But then again, modeling a C enum to a Rust enum is bad design. You want to use const in Rust and match against those.
But it is a bad example in general, because the author passes on a pointer of a string slice to FFI without first converting it to a CString, so it isn't null terminated.
That makes sense, they just don't use repr(C) for the PrintResult so I didn't consider that.
> But then again, modeling a C enum to a Rust enum is bad design. You want to use const in Rust and match against those.
That makes sense but if there could be a way to safely generate code that converts to an enum safely as proposed in the article that would be good as the enum is more idiomatic.
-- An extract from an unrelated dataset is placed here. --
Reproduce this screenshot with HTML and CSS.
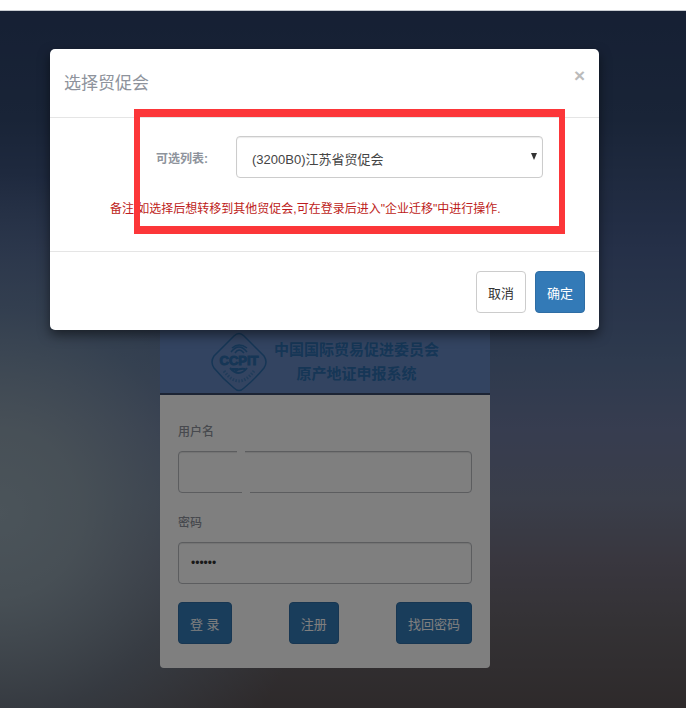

> But it is a bad example in general, because the author passes on a pointer of a string slice to FFI without first converting it to a CString, so it isn't null terminated.
The signature for async_print in C is `async_res_t async_print(const *uint8_t, size_t)` and they are passing a pointer to a &[u8] created from a byte string literal, so I think it's correct.
I'm just wondering in the explanation of listing 2 you say:
> a discriminant value indicating the enum’s active variant (4 bytes)
As far as I can find, there's no guarantee for that, the only thing I can find is that it might be interpreted as an `isize` value but the compiler is permitted to use smaller values: https://doc.rust-lang.org/reference/items/enumerations.html#...
Is there any reason to say it should be 4 bytes?